We would add one caution: we do not recommend a forward eighth floor cabin. There were early morning noises of deck chairs being set up on the pool deck directly above, and after one pool party, the chairs or tables being moved around woke me up twice.
As is hinted at in our preamble, when you provide, as Oceania did and does, and we are sure will continue to do, the few slipups are especially appalling, as they go so against the norm. We mention as it was so bizarre and the other as so purely and unexpectedly disappointing.

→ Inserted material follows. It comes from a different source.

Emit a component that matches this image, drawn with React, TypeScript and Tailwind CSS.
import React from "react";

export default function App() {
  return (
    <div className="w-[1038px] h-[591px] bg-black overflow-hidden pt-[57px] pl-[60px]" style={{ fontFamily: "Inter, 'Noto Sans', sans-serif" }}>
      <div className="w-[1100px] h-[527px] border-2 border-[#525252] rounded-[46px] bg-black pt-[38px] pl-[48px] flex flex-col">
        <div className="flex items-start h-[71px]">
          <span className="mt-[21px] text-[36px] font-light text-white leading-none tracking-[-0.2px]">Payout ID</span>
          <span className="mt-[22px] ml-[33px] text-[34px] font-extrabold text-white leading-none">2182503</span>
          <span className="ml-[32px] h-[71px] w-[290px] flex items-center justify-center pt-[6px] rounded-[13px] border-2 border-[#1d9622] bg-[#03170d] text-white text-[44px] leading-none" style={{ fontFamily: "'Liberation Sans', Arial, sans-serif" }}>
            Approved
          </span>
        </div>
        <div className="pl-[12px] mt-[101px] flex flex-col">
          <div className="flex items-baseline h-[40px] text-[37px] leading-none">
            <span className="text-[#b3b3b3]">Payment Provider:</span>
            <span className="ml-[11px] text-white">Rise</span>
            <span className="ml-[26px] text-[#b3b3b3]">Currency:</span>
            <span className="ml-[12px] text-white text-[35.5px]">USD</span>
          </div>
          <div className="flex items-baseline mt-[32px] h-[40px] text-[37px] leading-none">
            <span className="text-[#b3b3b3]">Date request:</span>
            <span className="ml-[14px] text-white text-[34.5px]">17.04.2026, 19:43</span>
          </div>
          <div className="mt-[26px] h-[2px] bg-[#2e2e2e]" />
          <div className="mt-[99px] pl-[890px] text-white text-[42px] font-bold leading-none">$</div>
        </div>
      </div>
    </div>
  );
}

The Bizarre: Having had the sugar free sorbet in the Terraces a preceding day, and also ordering it that night in the GDR, as it was available the next day in the Terrace at lunch, we asked at dinner if, though not on the dessert menu, it were still available. The waiter "advised" me: No, that was last night; we threw it out..." I replied: "Well, I just had it upstairs for lunch?" Said waiter than quickly and silently turned and hurriedly walked away...Gotcha?

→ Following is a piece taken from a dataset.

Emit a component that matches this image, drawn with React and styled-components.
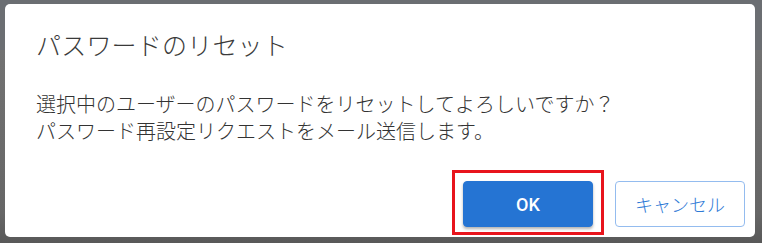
import React from 'react';
import styled, { createGlobalStyle } from 'styled-components';

const GlobalStyle = createGlobalStyle`
    html, body {
        margin: 0;
        padding: 0;
    }
    body {
        width: 762px;
        height: 243px;
        overflow: hidden;
        font-family: "Noto Sans CJK JP", "Noto Sans", sans-serif;
        background: #707070;
    }
`

const Page = styled.div`
    position: relative;
    width: 762px;
    height: 243px;
    display: flex;
    flex-direction: column;
    background: #6f6f6f;
`

const HeaderBand = styled.div`
    height: 50px;
    background: #6b6e72;
`

const Backdrop = styled.div`
    flex: 1;
    background: linear-gradient(#727272, #666 85%, #585858);
`

const Dialog = styled.div`
    position: absolute;
    left: 5px;
    top: 4px;
    width: 750px;
    height: 233px;
    box-sizing: border-box;
    background: #fff;
    border-radius: 5px;
    display: flex;
    flex-direction: column;
    padding: 23px 10px 10px 31px;
`

const Title = styled.h2`
    margin: 0;
    font-size: 25px;
    font-weight: 300;
    line-height: 34px;
    color: #3a3a3a;
    letter-spacing: 0.2px;
`

const Message = styled.p`
    margin: 29px 0 0;
    font-size: 20px;
    font-weight: 300;
    line-height: 27px;
    color: #333;
`

const Footer = styled.div`
    margin-top: auto;
    display: flex;
    justify-content: flex-end;
    gap: 22px;
`

const Highlight = styled.div`
    position: relative;
    &::after{
        content: '';
        position: absolute;
        left: -11px;
        right: -11px;
        top: -11px;
        bottom: -8px;
        border: 3px solid #e8141c;
        pointer-events: none;
    }
`

const Button = styled.button`
    width: 130px;
    height: 46px;
    border-radius: 4px;
    font-family: Roboto, "Noto Sans CJK JP", sans-serif;
    font-size: 18px;
    cursor: pointer;
    outline: none;
    background: ${p => p.primary ? '#2574d3' : '#fff'};
    color: ${p => p.primary ? '#fff' : '#2f7ad6'};
    border: 1px solid ${p => p.primary ? '#2574d3' : '#94bcef'};
    font-weight: ${p => p.primary ? 500 : 300};
    box-shadow: ${p => p.primary ? '0 2px 3px rgba(0,0,0,0.3)' : 'none'};
`

export default function App() {
    return (
        <Page>
            <GlobalStyle />
            <HeaderBand />
            <Backdrop />
            <Dialog>
                <Title>パスワードのリセット</Title>
                <Message>
                    選択中のユーザーのパスワードをリセットしてよろしいですか？<br />
                    パスワード再設定リクエストをメール送信します。
                </Message>
                <Footer>
                    <Highlight>
                        <Button primary>OK</Button>
                    </Highlight>
                    <Button>キャンセル</Button>
                </Footer>
            </Dialog>
        </Page>
    );
}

Advice to Oceania: Don't try to kid me, I've been kidded before and know a kidder when I see and hear one...
The disappointing: As frequent cruisers know, service the last morning of a cruise can be more hurried and perhaps a bit less, well, cheerful? But let's not overdo it, please. At breakfast, the waiter was not interested in the least in any bit of cheer of any sort, simply took the order, turned on his heel without even an acknowledgment and walked away. As service had been far and above many if not most experiences, this was most disappointing, to experience the apparent viewpoint of: "Well, this bunch is headed out, tips have been written up, now let's just get this done, period, and no more." Such a dichotomy to previous experience over two weeks, this was especially disappointing, more than it ordinarily would have been.
In conclusions, ports and comments.
First stop from Miami, Charleston S.C. A delightful experience and a port we had not been to before. We did a brief self-directed walking tour, past the Customs House, with Azaleas in full bloom, to the regional market, by far the most pleasant we have ever experienced.

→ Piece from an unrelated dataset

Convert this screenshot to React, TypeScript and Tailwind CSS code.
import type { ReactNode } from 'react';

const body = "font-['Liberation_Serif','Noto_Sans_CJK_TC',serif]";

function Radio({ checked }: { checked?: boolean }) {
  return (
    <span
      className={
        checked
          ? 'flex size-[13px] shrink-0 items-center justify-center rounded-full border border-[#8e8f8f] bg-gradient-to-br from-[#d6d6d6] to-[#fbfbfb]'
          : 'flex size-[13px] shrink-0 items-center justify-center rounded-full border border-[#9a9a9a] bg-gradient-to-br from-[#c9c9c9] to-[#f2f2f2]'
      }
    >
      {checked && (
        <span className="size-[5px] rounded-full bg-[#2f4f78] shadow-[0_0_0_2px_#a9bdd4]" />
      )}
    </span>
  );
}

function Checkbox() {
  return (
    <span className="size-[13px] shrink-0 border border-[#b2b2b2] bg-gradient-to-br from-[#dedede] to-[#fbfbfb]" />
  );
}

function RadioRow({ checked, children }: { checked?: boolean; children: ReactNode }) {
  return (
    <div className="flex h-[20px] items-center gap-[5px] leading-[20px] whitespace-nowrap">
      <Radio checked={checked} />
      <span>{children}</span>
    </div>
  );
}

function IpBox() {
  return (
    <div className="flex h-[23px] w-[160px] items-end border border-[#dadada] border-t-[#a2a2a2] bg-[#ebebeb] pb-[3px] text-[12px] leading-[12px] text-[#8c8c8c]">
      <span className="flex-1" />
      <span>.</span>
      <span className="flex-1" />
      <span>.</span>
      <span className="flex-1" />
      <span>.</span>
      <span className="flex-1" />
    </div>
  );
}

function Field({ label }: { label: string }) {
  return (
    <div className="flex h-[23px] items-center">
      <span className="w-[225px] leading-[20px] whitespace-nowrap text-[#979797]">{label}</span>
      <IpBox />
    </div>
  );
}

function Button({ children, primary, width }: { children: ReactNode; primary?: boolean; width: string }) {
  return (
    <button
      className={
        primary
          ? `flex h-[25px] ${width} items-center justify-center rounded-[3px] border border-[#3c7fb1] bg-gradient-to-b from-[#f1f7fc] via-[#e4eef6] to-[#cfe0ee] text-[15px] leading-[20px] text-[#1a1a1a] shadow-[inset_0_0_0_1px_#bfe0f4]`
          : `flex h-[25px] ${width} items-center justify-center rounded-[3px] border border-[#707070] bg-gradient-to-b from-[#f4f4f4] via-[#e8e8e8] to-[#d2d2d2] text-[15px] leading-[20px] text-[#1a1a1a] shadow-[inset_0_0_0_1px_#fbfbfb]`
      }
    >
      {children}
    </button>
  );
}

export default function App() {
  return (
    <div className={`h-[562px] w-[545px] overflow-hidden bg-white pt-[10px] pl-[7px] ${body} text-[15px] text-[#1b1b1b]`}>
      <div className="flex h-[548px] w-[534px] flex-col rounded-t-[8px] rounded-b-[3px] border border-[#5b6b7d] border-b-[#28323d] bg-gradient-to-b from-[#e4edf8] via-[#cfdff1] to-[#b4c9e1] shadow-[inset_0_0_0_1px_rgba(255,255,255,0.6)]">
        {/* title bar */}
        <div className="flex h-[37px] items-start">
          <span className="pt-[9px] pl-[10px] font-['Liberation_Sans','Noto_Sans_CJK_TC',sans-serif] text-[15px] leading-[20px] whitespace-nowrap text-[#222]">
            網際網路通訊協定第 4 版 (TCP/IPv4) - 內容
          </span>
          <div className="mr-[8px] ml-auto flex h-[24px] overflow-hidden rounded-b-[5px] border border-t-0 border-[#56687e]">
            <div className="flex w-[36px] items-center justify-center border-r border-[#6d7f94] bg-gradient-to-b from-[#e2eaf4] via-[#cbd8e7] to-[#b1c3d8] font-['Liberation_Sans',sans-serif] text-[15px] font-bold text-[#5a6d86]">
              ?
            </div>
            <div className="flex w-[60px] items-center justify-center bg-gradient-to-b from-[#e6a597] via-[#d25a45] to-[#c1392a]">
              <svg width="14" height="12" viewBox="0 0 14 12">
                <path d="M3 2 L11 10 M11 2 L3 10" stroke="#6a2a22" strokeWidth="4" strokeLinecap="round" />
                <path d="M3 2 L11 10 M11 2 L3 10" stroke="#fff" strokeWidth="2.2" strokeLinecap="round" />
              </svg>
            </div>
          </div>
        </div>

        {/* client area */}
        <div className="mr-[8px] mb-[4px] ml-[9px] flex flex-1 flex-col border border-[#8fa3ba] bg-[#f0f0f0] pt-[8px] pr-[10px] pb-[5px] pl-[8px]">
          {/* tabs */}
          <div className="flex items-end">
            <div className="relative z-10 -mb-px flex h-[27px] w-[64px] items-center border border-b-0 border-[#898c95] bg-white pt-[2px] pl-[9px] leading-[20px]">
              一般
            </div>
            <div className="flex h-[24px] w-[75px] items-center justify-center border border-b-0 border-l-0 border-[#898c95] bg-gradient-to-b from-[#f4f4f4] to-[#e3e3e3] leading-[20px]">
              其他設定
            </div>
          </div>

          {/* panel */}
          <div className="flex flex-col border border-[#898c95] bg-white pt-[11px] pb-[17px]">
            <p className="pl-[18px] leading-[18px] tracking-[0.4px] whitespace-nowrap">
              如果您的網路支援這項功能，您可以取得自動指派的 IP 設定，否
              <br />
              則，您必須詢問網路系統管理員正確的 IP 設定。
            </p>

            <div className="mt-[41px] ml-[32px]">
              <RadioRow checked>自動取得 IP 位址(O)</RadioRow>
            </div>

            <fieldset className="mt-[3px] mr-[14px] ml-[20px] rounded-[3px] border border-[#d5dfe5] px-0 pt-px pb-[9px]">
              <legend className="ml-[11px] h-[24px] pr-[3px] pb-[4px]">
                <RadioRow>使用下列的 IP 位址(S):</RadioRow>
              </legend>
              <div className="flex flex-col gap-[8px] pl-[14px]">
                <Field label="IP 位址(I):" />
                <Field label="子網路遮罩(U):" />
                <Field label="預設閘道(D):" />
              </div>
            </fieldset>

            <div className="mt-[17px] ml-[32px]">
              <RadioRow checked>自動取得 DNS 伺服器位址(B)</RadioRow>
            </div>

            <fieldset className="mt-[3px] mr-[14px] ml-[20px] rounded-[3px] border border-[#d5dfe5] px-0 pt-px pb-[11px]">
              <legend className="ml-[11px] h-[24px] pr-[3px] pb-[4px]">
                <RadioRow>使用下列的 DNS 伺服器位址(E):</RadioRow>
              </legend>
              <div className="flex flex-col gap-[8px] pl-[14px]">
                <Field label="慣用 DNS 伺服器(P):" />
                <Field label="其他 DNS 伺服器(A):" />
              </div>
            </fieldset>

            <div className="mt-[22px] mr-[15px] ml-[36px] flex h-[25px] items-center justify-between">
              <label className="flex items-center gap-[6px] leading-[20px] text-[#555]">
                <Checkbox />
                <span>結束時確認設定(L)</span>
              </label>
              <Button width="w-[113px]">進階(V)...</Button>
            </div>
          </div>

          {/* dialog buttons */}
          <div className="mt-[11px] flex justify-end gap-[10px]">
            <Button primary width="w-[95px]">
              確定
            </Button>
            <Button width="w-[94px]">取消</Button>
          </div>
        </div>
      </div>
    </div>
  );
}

After leaving Charleston, the weather and seas turned bad and we were not able to dock in Yorktown, the entry port for both Williamsburg and Norfolk. The Captain proceeded on to Bermuda and the seas were so rough that even though this would have theoretically given us an extra day, we did not gain this at all. We did another brief shore walk from our dock in Hamilton, having been in Bermuda twice before. Then to San Juan, P.R. where we stayed on shipboard as it being Easter weekend, adjacent shopping areas were closed and we had been to San Juan also before and there was no tour that we chose. Dominican Republic next stop, again, no tours of interest; a nearly island that we could have tendered to, we were told, had only swimming and sunning available. We were later told by other passengers that this was incorrect, that there had been a number of local shops open with craftwork and better than usual souveniers available. At Turks and Caicos, we docked at an attractive and newly built shopping area, but again, many stores were not open.
Oddly, there was no Cruise Critic meeting available to be signed up for and none found on board. We can only assume not enough people inquired?
Debarkation: As Embarkation, seamless and quick..that says all that need be said!
Would we do Oceania again? Probably so, all things considered and would definitely look forward to one of the two newer ships, for variety's sake.